Затем были выполнены последние ритуалы закона и церкви, и мертвого убрали с глаз долой. Прибыл мертвецкий фургон полиции. Двое в форме, со скатанными носилками быстро спустились по лестнице и подошли к скамье. Носилки развернули на цементном полу, мертвеца быстро переложили со скамьи на носилки, и тут из толпы вышел священник и опустился перед телом на колени.
Это был молодой человек, упитанный, холеный, очень белокожий, с внешностью мирской, даже светской, с поросячьим лицом и густой синевой на бритых щеках. На нем было элегантное черное пальто с бархатным воротником, легкое кашне из белого шелка и котелок, который он бережно снял и отложил в сторону, когда стал на колени. Его волосы, шелковистые и черные, как смоль, на макушке редели. Он быстро стал на колени перед носилками и поднял белую волосатую руку; при этом пятеро полицейских вдруг выпрямились, воинским движением сорвали с голов фуражки и несколько мгновений стояли смирно, приложив фуражки к сердцу; священник тем временем быстро проговорил несколько слов, которых никто не расслышал. Помешкав немного, кое-кто в толпе тоже неловко снял шляпу. Вскоре священник встал, аккуратно надел котелок, поправил пальто и кашне и присоединился к зрителям. Все было кончено в минуту, выполнено с той же, что у врача, бездушной, почти усталой формальностью.

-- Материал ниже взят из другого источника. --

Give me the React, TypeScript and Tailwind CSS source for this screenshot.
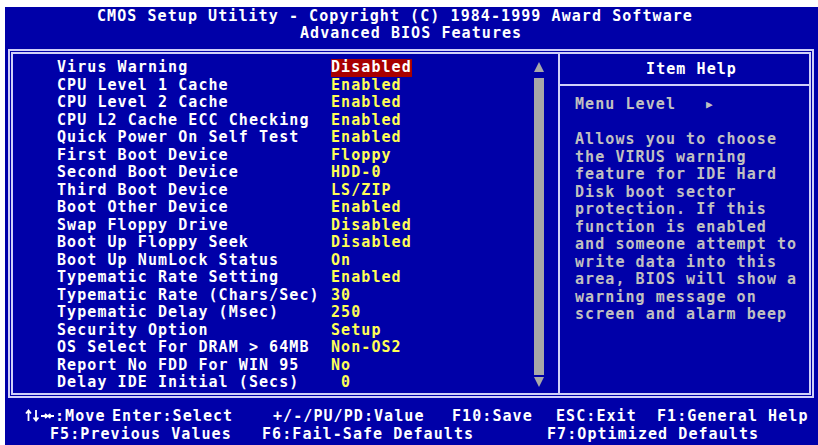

Затем санитары склонились над носилками, взялись за ручки и, тихо переговариваясь, подняли. Они осторожно двинулись прочь, но при первом же шаге сально-серые руки покойника свалились с носилок и начали комично дергаться и раскачиваться в такт движению носильщиков.
Один резко окликнул другого:
- Постой! Опусти! Кто-нибудь, подберите ему руки!
Носилки снова опустили на пол, и полицейский, присев возле мертвого, выдернул галстук из-под его воротничка, который был расстегнут еще врачом и распахнулся, открыв латунную горловую запонку и круглое зеленоватое пятнышко окиси на мертвой пожелтевшей коже горла. Полицейский взял галстук, похожий на засаленный фитиль, в красную и белую полоску и быстро связал им запястья мертвеца на животе.
Затем носильщики снова подняли его и понесли к выходу, а полицейские шагали впереди, расталкивая людей, и кричали:
- Расступитесь! Расступитесь, вы! Дорогу! Дорогу! Дорогу!